Болдт услышал, как на подъездной дорожке остановилась машина. Ему не хотелось встречаться с Лиз; он знал ее тайну, которой она по каким-то своим причинам предпочла не делиться с ним. Он подумал, имеет ли право знать об этих причинах, или же она решила сначала свыкнуться с мыслью о болезни сама, прежде чем поделиться ею с ним или с кем-либо еще. Внезапно он понял, почему она хотела провести время одна в летнем домике вместе с кем-то из детей. Вероятно, ей нужно было побыть наедине с каждым из малышей, ей требовалось время, чтобы обдумать и разрешить те внутренние конфликты, которые кипели в ней. Болдт понятия не имел, как действует на человека сознание собственной неминуемой приближающейся смерти.
Он вытер глаза рукавом и выглянул наружу. Это оказалась Марина с детьми, которых подвез муж Марины, а вовсе не Лиз. Его приговор был отложен на какое-то время. Он вышел на безжалостный солнечный свет и поздоровался с Майлзом и Мариной, поцеловал Сару. А когда слезы снова ручьем хлынули из глаз, он просто зашагал прямиком к своей машине и отъехал, не сказав ни слова, а его маленький сын махал ему ручонкой вслед, и в глазах его светилось беспокойство.
Глава пятьдесят первая
— Что ты об этом думаешь? — спросила у него Дафна. Они с Болдтом стояли в дальнем углу заброшенной автостоянки, позади неработающего супермаркета на 85-й улице, в четырех кварталах от «Люкс-мойки». Подозреваемый находился под наблюдением, и в наушнике Болдта звучал постоянный радиообмен. Первое, что поразило Болдта, это то, каким старым выглядел скотч, которым школьная фотография Бена была прикреплена к солнцезащитному козырьку над сиденьем водителя.
— Как они умудрились сделать это? — спросил он, дотрагиваясь до ленты. Она была хрупкой на ощупь, как будто все лето пролежала под палящими лучами солнца.
— И это все? — с негодованием спросила Дафна. — Ты приходишь, смотришь, и все, что тебя интересует, это то, как мы умудрились сделать так, что лента выглядит очень старой?
Она, конечно, имела в виду салон автомобиля. На полу перед передним пассажирским сиденьем валялись школьные листы Бена с упражнениями, исписанные его абсолютно нечитаемым почерком с многочисленными орфографическими ошибками.

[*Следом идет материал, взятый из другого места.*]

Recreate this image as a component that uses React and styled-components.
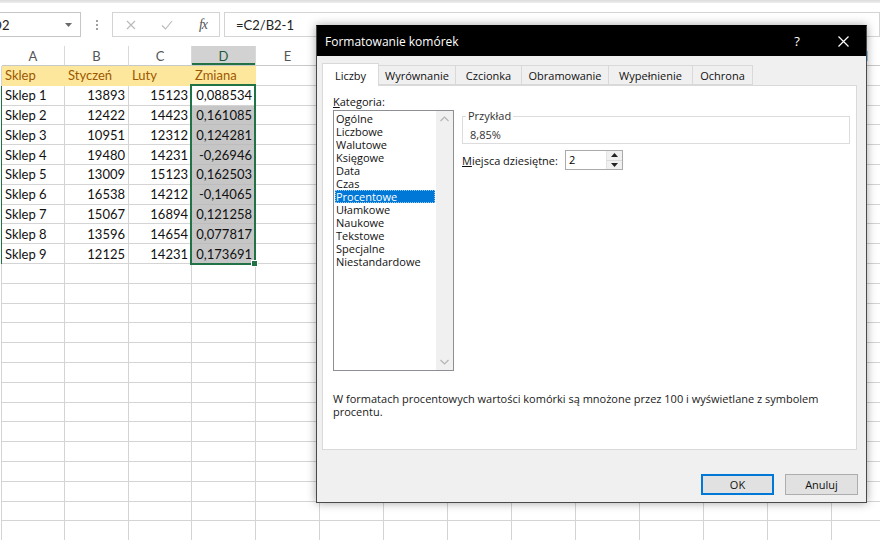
import React from 'react';
import styled, { createGlobalStyle } from 'styled-components';

const GlobalStyle = createGlobalStyle`
  html, body {
    margin: 0;
    padding: 0;
    background: #fff;
    overflow: hidden;
  }
`

const COLS = ['A', 'B', 'C', 'D', 'E', 'F', 'G', 'H', 'I', 'J', 'K', 'L', 'M', 'N'];
const WIDTHS = [63, 64, 63, 64, 64, 64, 64, 64, 64, 64, 64, 64, 64, 64];
const HEAD = ['Sklep', 'Styczeń', 'Luty', 'Zmiana'];
const DATA = [
  ['Sklep 1', '13893', '15123', '0,088534'],
  ['Sklep 2', '12422', '14423', '0,161085'],
  ['Sklep 3', '10951', '12312', '0,124281'],
  ['Sklep 4', '19480', '14231', '-0,26946'],
  ['Sklep 5', '13009', '15123', '0,162503'],
  ['Sklep 6', '16538', '14212', '-0,14065'],
  ['Sklep 7', '15067', '16894', '0,121258'],
  ['Sklep 8', '13596', '14654', '0,077817'],
  ['Sklep 9', '12125', '14231', '0,173691'],
];
const ROW_COUNT = 25;

const TABS = [
  { label: 'Liczby', width: 57, active: true },
  { label: 'Wyrównanie', width: 77 },
  { label: 'Czcionka', width: 66 },
  { label: 'Obramowanie', width: 87 },
  { label: 'Wypełnienie', width: 84 },
  { label: 'Ochrona', width: 60 },
];
const CATEGORIES = ['Ogólne', 'Liczbowe', 'Walutowe', 'Księgowe', 'Data', 'Czas', 'Procentowe',
  'Ułamkowe', 'Naukowe', 'Tekstowe', 'Specjalne', 'Niestandardowe'];

const Screen = styled.div`
  position: relative;
  width: 880px;
  height: 540px;
  overflow: hidden;
  background: #fff;
  font-family: Lato, "Liberation Sans", sans-serif;
`

// ---------- formula bar ----------
const TopStrip = styled.div`
  height: 3px;
  background: linear-gradient(#dcdcdc, #eeeeee);
`
const FormulaBar = styled.div`
  display: flex;
  align-items: flex-start;
  height: 43px;
  padding-top: 9px;
  box-sizing: border-box;
`
const NameBox = styled.div`
  display: flex;
  align-items: center;
  justify-content: space-between;
  width: 93px;
  height: 25px;
  margin-left: -12px;
  padding: 0 8px 0 3px;
  box-sizing: border-box;
  border: 1px solid #c6c6c6;
  font-size: 13px;
  color: #222;
`
const Dots = styled.div`
  display: flex;
  flex-direction: column;
  align-items: center;
  justify-content: center;
  gap: 2px;
  width: 31px;
  height: 25px;

  span {
    width: 2px;
    height: 2px;
    background: #a0a0a0;
  }
`
const FxBox = styled.div`
  display: flex;
  align-items: center;
  gap: 16px;
  width: 108px;
  height: 25px;
  padding-left: 8px;
  box-sizing: border-box;
  border: 1px solid #d4d4d4;
`
const IconSlot = styled.div`
  width: 20px;
  display: flex;
  justify-content: center;
  align-items: center;
`
const FxText = styled.span`
  font-family: "Liberation Serif", serif;
  font-style: italic;
  font-size: 14px;
  color: #555;
  letter-spacing: -1px;
`
const FormulaInput = styled.div`
  flex: 1;
  display: flex;
  align-items: center;
  height: 25px;
  margin-left: 4px;
  padding-left: 11px;
  box-sizing: border-box;
  border: 1px solid #d4d4d4;
  font-size: 13px;
  color: #222;
`

// ---------- grid ----------
const Grid = styled.div`
  position: relative;
  display: grid;
  grid-template-columns: 2px ${WIDTHS.map(w => w + 'px').join(' ')};
  grid-template-rows: 20px;
  grid-auto-rows: 19.8px;
`
const Stub = styled.div`
  box-sizing: border-box;
  border-right: 1px solid ${p => (p.$sel ? '#217346' : p.$head ? 'transparent' : '#d4d4d4')};
`
const ColHead = styled.div`
  display: flex;
  align-items: center;
  justify-content: center;
  box-sizing: border-box;
  border-right: 1px solid #d9d9d9;
  border-bottom: 1px solid #c8c8c8;
  background: ${p => (p.$sel ? '#d2d2d2' : '#fff')};
  box-shadow: ${p => (p.$sel ? 'inset 0 -2px 0 #217346' : 'none')};
  color: ${p => (p.$sel ? '#1e5a3a' : '#555')};
  font-size: 13px;
`
const fills = {
  neutral: { bg: '#fde79c', line: '#fde79c', color: '#9c5700' },
  sel: { bg: '#c6c6c6', line: '#bdbdbd', color: '#111' },
  none: { bg: '#fff', line: '#d4d4d4', color: '#111' },
};
const Cell = styled.div`
  display: flex;
  align-items: center;
  justify-content: ${p => (p.$right ? 'flex-end' : 'flex-start')};
  padding: 0 ${p => (p.$right ? '3px' : '0')} 0 ${p => (p.$right ? '0' : '3px')};
  box-sizing: border-box;
  border-right: 1px solid ${p => fills[p.$fill].line};
  border-bottom: 1px solid ${p => fills[p.$fill].line};
  background: ${p => fills[p.$fill].bg};
  color: ${p => fills[p.$fill].color};
  font-size: 13px;
  white-space: nowrap;
  overflow: hidden;
`
const Selection = styled.div`
  position: absolute;
  left: 190px;
  top: 38px;
  width: 66px;
  height: 181px;
  box-sizing: border-box;
  border: 2px solid #217346;
  pointer-events: none;
`
const FillHandle = styled.div`
  position: absolute;
  left: 251px;
  top: 214px;
  width: 7px;
  height: 7px;
  box-sizing: border-box;
  background: #217346;
  border: 1px solid #fff;
`

// ---------- dialog ----------
const Dialog = styled.div`
  position: absolute;
  left: 316px;
  top: 25px;
  width: 551px;
  height: 478px;
  box-sizing: border-box;
  display: flex;
  flex-direction: column;
  border: 1px solid #4a4a4a;
  border-top-color: #000;
  background: #f0f0f0;
  box-shadow: 0 0 9px rgba(0, 0, 0, 0.35);
  font-family: "Open Sans", "Noto Sans", sans-serif;
  font-size: 11px;
  color: #000;
`
const TitleBar = styled.div`
  display: flex;
  align-items: center;
  height: 30px;
  background: #000;
  color: #fff;
  font-size: 12px;
  padding-left: 8px;
`
const Title = styled.div`
  flex: 1;
`
const TitleButton = styled.div`
  width: 46px;
  height: 30px;
  display: flex;
  align-items: center;
  justify-content: center;
  font-size: 13px;
  line-height: 16px;
`
const Body = styled.div`
  flex: 1;
  display: flex;
  flex-direction: column;
  padding: 7px 9px 7px 5px;
`
const Tabs = styled.div`
  display: flex;
  align-items: flex-end;
  height: 22px;
  position: relative;
  z-index: 1;
`
const Tab = styled.div`
  display: flex;
  align-items: center;
  justify-content: center;
  box-sizing: border-box;
  height: ${p => (p.$active ? '23px' : '20px')};
  margin-bottom: ${p => (p.$active ? '-1px' : '0')};
  border: 1px solid #d9d9d9;
  border-bottom: ${p => (p.$active ? 'none' : '1px solid #d9d9d9')};
  border-left-width: ${p => (p.$first ? '1px' : '0')};
  background: ${p => (p.$active ? '#fff' : '#f0f0f0')};
  color: #111;
`
const Panel = styled.div`
  flex: 1;
  display: flex;
  flex-direction: column;
  background: #fff;
  border: 1px solid #d9d9d9;
  padding: 8px 6px 0 10px;
`
const TopRow = styled.div`
  display: flex;
  gap: 8px;
`
const LeftCol = styled.div`
  width: 121px;
  display: flex;
  flex-direction: column;
`
const Label = styled.div`
  line-height: 15px;
  margin-bottom: 1px;
  color: #111;
`
const ListBox = styled.div`
  display: flex;
  height: 261px;
  box-sizing: border-box;
  border: 1px solid #8e8f94;
  background: #fff;
`
const ListItems = styled.ul`
  flex: 1;
  margin: 0;
  padding: 1px;
  list-style: none;
`
const ListItem = styled.li`
  height: 13px;
  line-height: 13px;
  padding-left: 1px;
  background: ${p => (p.$selected ? '#0078d7' : 'transparent')};
  color: ${p => (p.$selected ? '#fff' : '#111')};
  outline: ${p => (p.$selected ? '1px dotted #9cc9ee' : 'none')};
  outline-offset: -1px;
`
const ScrollTrack = styled.div`
  width: 17px;
  background: #f0f0f0;
  display: flex;
  flex-direction: column;
  justify-content: space-between;
  align-items: center;
  padding: 5px 0;
`
const RightCol = styled.div`
  flex: 1;
  display: flex;
  flex-direction: column;
`
const Group = styled.fieldset`
  margin: 15px 0 0 0;
  padding: 5px 7px 1px 7px;
  border: 1px solid #dcdcdc;
  line-height: 14px;
  color: #333;
`
const Legend = styled.legend`
  padding: 0 2px;
  margin-left: -4px;
  line-height: 14px;
  color: #333;
`
const SpinRow = styled.div`
  display: flex;
  align-items: center;
  height: 20px;
  margin-top: 6px;
`
const SpinLabel = styled.div`
  width: 103px;
  color: #111;
`
const SpinBox = styled.div`
  display: flex;
  width: 58px;
  height: 20px;
  box-sizing: border-box;
  border: 1px solid #aaaaaa;
`
const SpinValue = styled.div`
  flex: 1;
  padding-left: 3px;
  line-height: 18px;
`
const SpinButtons = styled.div`
  width: 15px;
  display: flex;
  flex-direction: column;
  border-left: 1px solid #e3e3e3;
`
const SpinButton = styled.div`
  flex: 1;
  display: flex;
  align-items: center;
  justify-content: center;
  background: #f0f0f0;
  border-bottom: ${p => (p.$top ? '1px solid #dadada' : 'none')};
`
const Description = styled.p`
  margin: 21px 0 0 0;
  line-height: 13px;
  color: #1a1a1a;
  width: 500px;
`
const Footer = styled.div`
  display: flex;
  justify-content: flex-end;
  gap: 11px;
  margin-top: 24px;
  margin-right: -1px;
`
const Button = styled.div`
  width: 73px;
  height: 21px;
  box-sizing: border-box;
  display: flex;
  align-items: center;
  justify-content: center;
  background: #e1e1e1;
  border: ${p => (p.$primary ? '2px solid #0078d7' : '1px solid #adadad')};
  color: #111;
`

function Chevron({ up }) {
  return (
    <svg width="9" height="6" viewBox="0 0 9 6">
      <polyline points={up ? '0.5,5 4.5,1 8.5,5' : '0.5,1 4.5,5 8.5,1'} fill="none" stroke="#b4b4b4" strokeWidth="1.2" />
    </svg>
  );
}

function Triangle({ up }) {
  return (
    <svg width="7" height="4" viewBox="0 0 7 4">
      <polygon points={up ? '0,4 3.5,0 7,4' : '0,0 3.5,4 7,0'} fill="#222" />
    </svg>
  );
}

function Sheet() {
  const cells = [];
  for (let r = 1; r <= ROW_COUNT; r++) {
    const sel = r >= 2 && r <= 10;
    cells.push(<Stub key={`s${r}`} $sel={sel} />);
    COLS.forEach((c, ci) => {
      let text = '';
      let fill = 'none';
      let right = false;
      if (r === 1 && ci < 4) {
        text = HEAD[ci];
        fill = 'neutral';
      } else if (sel && ci < 4) {
        text = DATA[r - 2][ci];
        right = ci > 0;
        if (ci === 3 && r > 2) fill = 'sel';
      }
      cells.push(
        <Cell key={`${c}${r}`} $fill={fill} $right={right}>{text}</Cell>
      );
    });
  }

  return (
    <>
      <TopStrip />
      <FormulaBar>
        <NameBox>
          <span>D2</span>
          <svg width="7" height="4" viewBox="0 0 7 4"><polygon points="0,0 7,0 3.5,4" fill="#6a6a6a" /></svg>
        </NameBox>
        <Dots><span /><span /><span /></Dots>
        <FxBox>
          <IconSlot>
            <svg width="10" height="10" viewBox="0 0 10 10">
              <path d="M1 1 L9 9 M9 1 L1 9" stroke="#b8b8b8" strokeWidth="1.1" />
            </svg>
          </IconSlot>
          <IconSlot>
            <svg width="12" height="10" viewBox="0 0 12 10">
              <path d="M1 5.5 L4.5 9 L11 1" fill="none" stroke="#b8b8b8" strokeWidth="1.1" />
            </svg>
          </IconSlot>
          <IconSlot><FxText>fx</FxText></IconSlot>
        </FxBox>
        <FormulaInput>=C2/B2-1</FormulaInput>
      </FormulaBar>
      <Grid>
        <Stub $head />
        {COLS.map(c => (
          <ColHead key={c} $sel={c === 'D'}>{c}</ColHead>
        ))}
        {cells}
        <Selection />
        <FillHandle />
      </Grid>
    </>
  );
}

function FormatDialog() {
  return (
    <Dialog>
      <TitleBar>
        <Title>Formatowanie komórek</Title>
        <TitleButton>?</TitleButton>
        <TitleButton>
          <svg width="11" height="11" viewBox="0 0 11 11">
            <path d="M0.5 0.5 L10.5 10.5 M10.5 0.5 L0.5 10.5" stroke="#fff" strokeWidth="1.2" />
          </svg>
        </TitleButton>
      </TitleBar>
      <Body>
        <Tabs>
          {TABS.map((t, i) => (
            <Tab key={t.label} $active={t.active} $first={i === 0} style={{ width: t.width }}>
              {t.label}
            </Tab>
          ))}
        </Tabs>
        <Panel>
          <TopRow>
            <LeftCol>
              <Label><u>K</u>ategoria:</Label>
              <ListBox>
                <ListItems>
                  {CATEGORIES.map(c => (
                    <ListItem key={c} $selected={c === 'Procentowe'}>{c}</ListItem>
                  ))}
                </ListItems>
                <ScrollTrack>
                  <Chevron up />
                  <Chevron />
                </ScrollTrack>
              </ListBox>
            </LeftCol>
            <RightCol>
              <Group>
                <Legend>Przykład</Legend>
                8,85%
              </Group>
              <SpinRow>
                <SpinLabel><u>M</u>iejsca dziesiętne:</SpinLabel>
                <SpinBox>
                  <SpinValue>2</SpinValue>
                  <SpinButtons>
                    <SpinButton $top><Triangle up /></SpinButton>
                    <SpinButton><Triangle /></SpinButton>
                  </SpinButtons>
                </SpinBox>
              </SpinRow>
            </RightCol>
          </TopRow>
          <Description>
            W formatach procentowych wartości komórki są mnożone przez 100 i wyświetlane z symbolem procentu.
          </Description>
        </Panel>
        <Footer>
          <Button $primary>OK</Button>
          <Button>Anuluj</Button>
        </Footer>
      </Body>
    </Dialog>
  );
}

export default function App() {
  return (
    <Screen>
      <GlobalStyle />
      <Sheet />
      <FormatDialog />
    </Screen>
  );
}
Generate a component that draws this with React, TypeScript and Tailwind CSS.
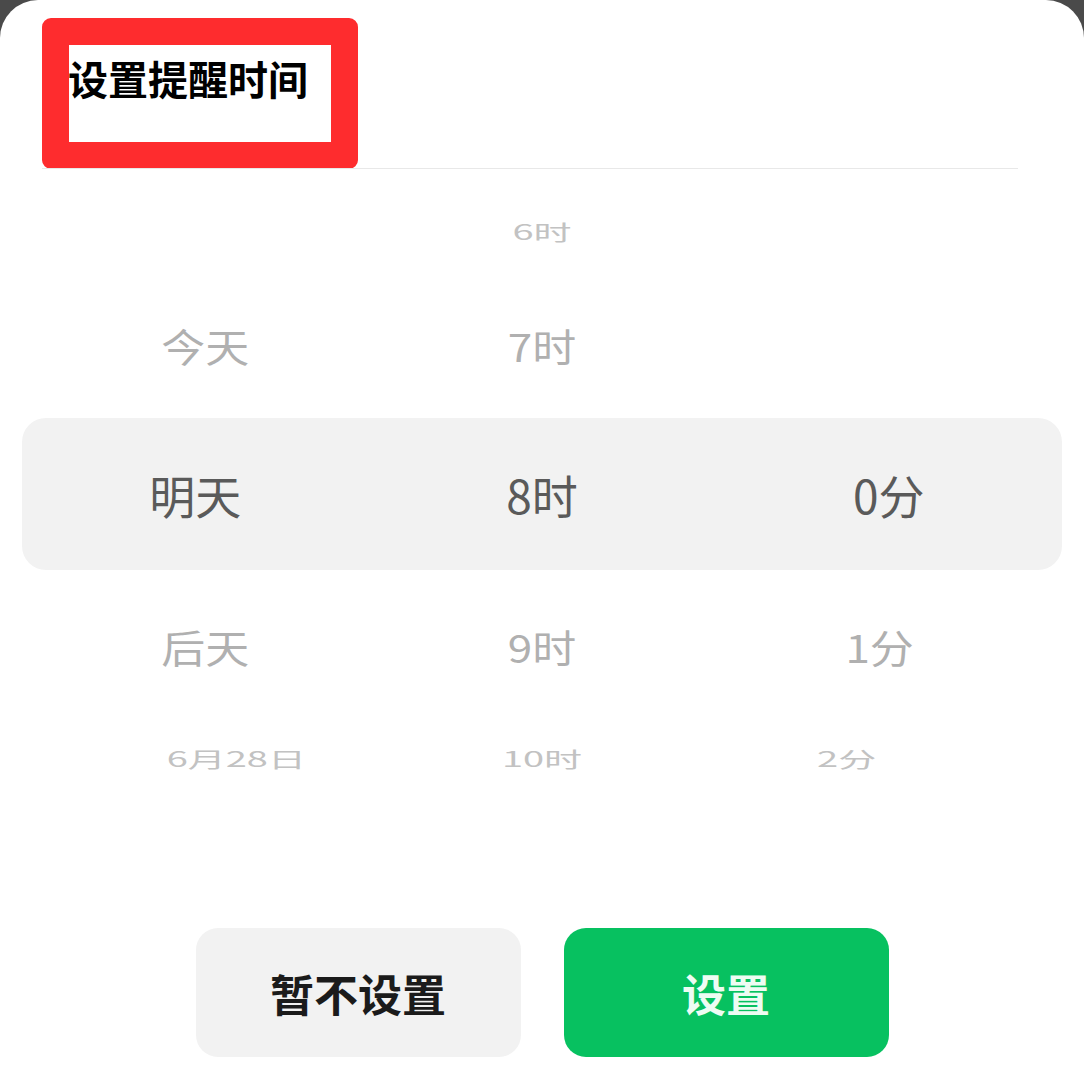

Для того чтобы раздобыть эти бумажки, ей пришлось совершить набег на свой собственный плавучий дом. На одном листе красовался пыльный отпечаток подошвы; рядом с ним на полу валялся смятый бумажный стаканчик из-под молочного коктейля из «Макдональдса». На приборной доске валялся перевернутый игрушечный самосвал, на сиденье сиротливо лежала фигурка солдата с оторванной рукой в компании с тщательно выполненной копией космического корабля Хана Соло из «Звездных войн» — все это принадлежало Бену. На пол за передним сиденьем были брошены трикотажный свитер и пара детских кроссовок, совершенно разбитых и подклеенных серебристой лентой. На заднем сиденье лежал один из трех имеющихся у Бена рюкзаков, который она взяла без спросу. С зеркала заднего вида свисал посеребренный крестик на цепочке, на тот случай, если в качестве «спускового крючка» должна будет выступить религия.
— Убедительно, — согласился Болдт. — Я бы не додумался приклеить фотографию, — признался он.
— Нам нужно установить прямую связь с ребенком, но, тем не менее, мы уверены, что он не станет вовлекать его.
— Очень убедительно.
— Мальчик должен сыграть роль «спускового крючка», Лу, — уверенно заявила она. — Аналогия с его матерью и само существование ребенка. Одна из моих ошибок — что я упустила из виду роль ребенка.
— Ты меня убедила, — сказал Болдт. — Теперь все, что нам остается, — добавил он, внимательно рассматривая автомобиль снаружи, — это хорошенько испачкать его в грязи.